Records
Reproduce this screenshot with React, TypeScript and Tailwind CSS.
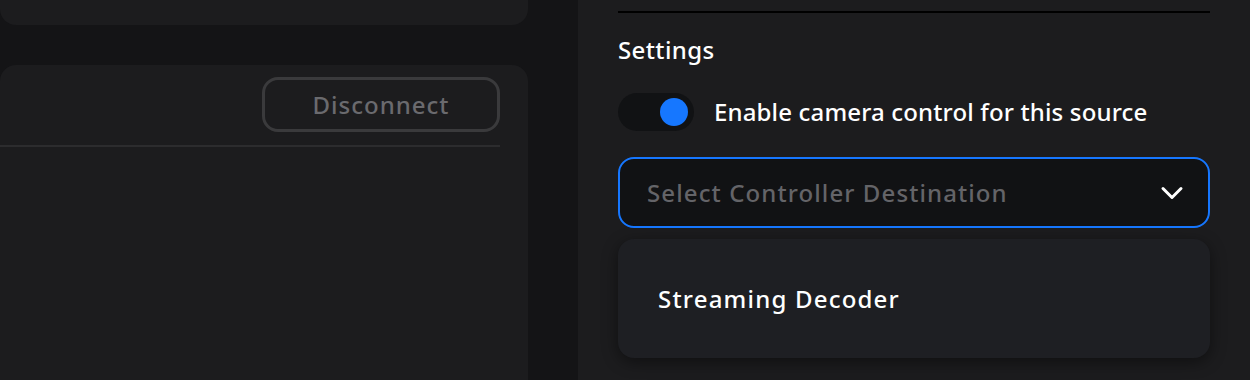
import { useState } from "react"

const Toggle = ({ on, onChange }: { on: boolean; onChange: () => void }) => {
  return (
    <button
      onClick={onChange}
      className="relative w-[76px] h-[38px] rounded-full bg-[#111214] shrink-0"
    >
      <span
        className={
          "absolute top-[5px] w-[28px] h-[28px] rounded-full " +
          (on ? "left-[42px] bg-[#1677ff]" : "left-[6px] bg-[#5a5a5e]")
        }
      />
    </button>
  )
}

const App = () => {
  const [enabled, setEnabled] = useState(true)
  return (
    <div
      className="flex w-full h-[380px] bg-[#141416] overflow-hidden"
      style={{ fontFamily: '"Noto Sans", "Open Sans", sans-serif' }}
    >
      {/* left column */}
      <div className="w-[578px] flex flex-col shrink-0">
        <div className="w-[528px] h-[25px] bg-[#1c1c1e] rounded-b-2xl" />
        <div className="w-[528px] flex-1 mt-[40px] bg-[#1c1c1e] rounded-t-2xl pt-[12px]">
          <div className="flex justify-end pr-[28px]">
            <button className="w-[238px] h-[55px] rounded-2xl border-[3px] border-[#3a3a3c] text-[24px] font-medium tracking-[1px] text-[#6a6a6e]">
              Disconnect
            </button>
          </div>
          <div className="w-[500px] h-[2px] bg-[#2c2c2e] mt-[13px]" />
        </div>
      </div>

      {/* right panel */}
      <div className="flex-1 bg-[#1c1c1e] px-[40px] pt-[11px]">
        <div className="h-[2px] bg-black" />
        <div className="mt-[21px] text-[24px] font-medium text-white leading-[32px] tracking-[0.4px]">Settings</div>
        <div className="mt-[27px] flex items-center gap-[20px]">
          <Toggle on={enabled} onChange={() => setEnabled(!enabled)} />
          <span className="text-[24px] font-medium tracking-[0.15px] text-white">Enable camera control for this source</span>
        </div>
        <div className="mt-[26px] h-[71px] rounded-2xl border-2 border-[#1677ff] bg-[#111214] flex items-center justify-between pl-[27px] pr-[24px]">
          <span className="text-[24px] font-medium tracking-[1.1px] text-[#646468]">Select Controller Destination</span>
          <svg width="24" height="16" viewBox="0 0 24 16" fill="none">
            <path d="M3 3.5l9 9 9-9" stroke="white" strokeWidth="3" strokeLinecap="round" strokeLinejoin="round" />
          </svg>
        </div>
        <div className="mt-[11px] h-[119px] rounded-2xl bg-[#1e1f23] shadow-[0_4px_16px_rgba(0,0,0,0.45)] flex items-center px-[40px]">
          <span className="text-[24px] font-medium tracking-[1.2px] text-white">Streaming Decoder</span>
        </div>
      </div>
    </div>
  )
}

export default App
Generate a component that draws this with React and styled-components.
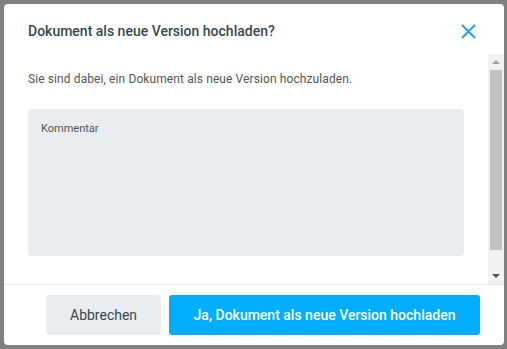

● WHAT YOU SHOULD DO: Quote every line of the records above exactly; no picture is to be copied.

● REPLY TO THE TASK:
Reproduce this screenshot with React, TypeScript and Tailwind CSS.
import { useState } from "react"

const Toggle = ({ on, onChange }: { on: boolean; onChange: () => void }) => {
  return (
    <button
      onClick={onChange}
      className="relative w-[76px] h-[38px] rounded-full bg-[#111214] shrink-0"
    >
      <span
        className={
          "absolute top-[5px] w-[28px] h-[28px] rounded-full " +
          (on ? "left-[42px] bg-[#1677ff]" : "left-[6px] bg-[#5a5a5e]")
        }
      />
    </button>
  )
}

const App = () => {
  const [enabled, setEnabled] = useState(true)
  return (
    <div
      className="flex w-full h-[380px] bg-[#141416] overflow-hidden"
      style={{ fontFamily: '"Noto Sans", "Open Sans", sans-serif' }}
    >
      {/* left column */}
      <div className="w-[578px] flex flex-col shrink-0">
        <div className="w-[528px] h-[25px] bg-[#1c1c1e] rounded-b-2xl" />
        <div className="w-[528px] flex-1 mt-[40px] bg-[#1c1c1e] rounded-t-2xl pt-[12px]">
          <div className="flex justify-end pr-[28px]">
            <button className="w-[238px] h-[55px] rounded-2xl border-[3px] border-[#3a3a3c] text-[24px] font-medium tracking-[1px] text-[#6a6a6e]">
              Disconnect
            </button>
          </div>
          <div className="w-[500px] h-[2px] bg-[#2c2c2e] mt-[13px]" />
        </div>
      </div>

      {/* right panel */}
      <div className="flex-1 bg-[#1c1c1e] px-[40px] pt-[11px]">
        <div className="h-[2px] bg-black" />
        <div className="mt-[21px] text-[24px] font-medium text-white leading-[32px] tracking-[0.4px]">Settings</div>
        <div className="mt-[27px] flex items-center gap-[20px]">
          <Toggle on={enabled} onChange={() => setEnabled(!enabled)} />
          <span className="text-[24px] font-medium tracking-[0.15px] text-white">Enable camera control for this source</span>
        </div>
        <div className="mt-[26px] h-[71px] rounded-2xl border-2 border-[#1677ff] bg-[#111214] flex items-center justify-between pl-[27px] pr-[24px]">
          <span className="text-[24px] font-medium tracking-[1.1px] text-[#646468]">Select Controller Destination</span>
          <svg width="24" height="16" viewBox="0 0 24 16" fill="none">
            <path d="M3 3.5l9 9 9-9" stroke="white" strokeWidth="3" strokeLinecap="round" strokeLinejoin="round" />
          </svg>
        </div>
        <div className="mt-[11px] h-[119px] rounded-2xl bg-[#1e1f23] shadow-[0_4px_16px_rgba(0,0,0,0.45)] flex items-center px-[40px]">
          <span className="text-[24px] font-medium tracking-[1.2px] text-white">Streaming Decoder</span>
        </div>
      </div>
    </div>
  )
}

export default App
Generate a component that draws this with React and styled-components.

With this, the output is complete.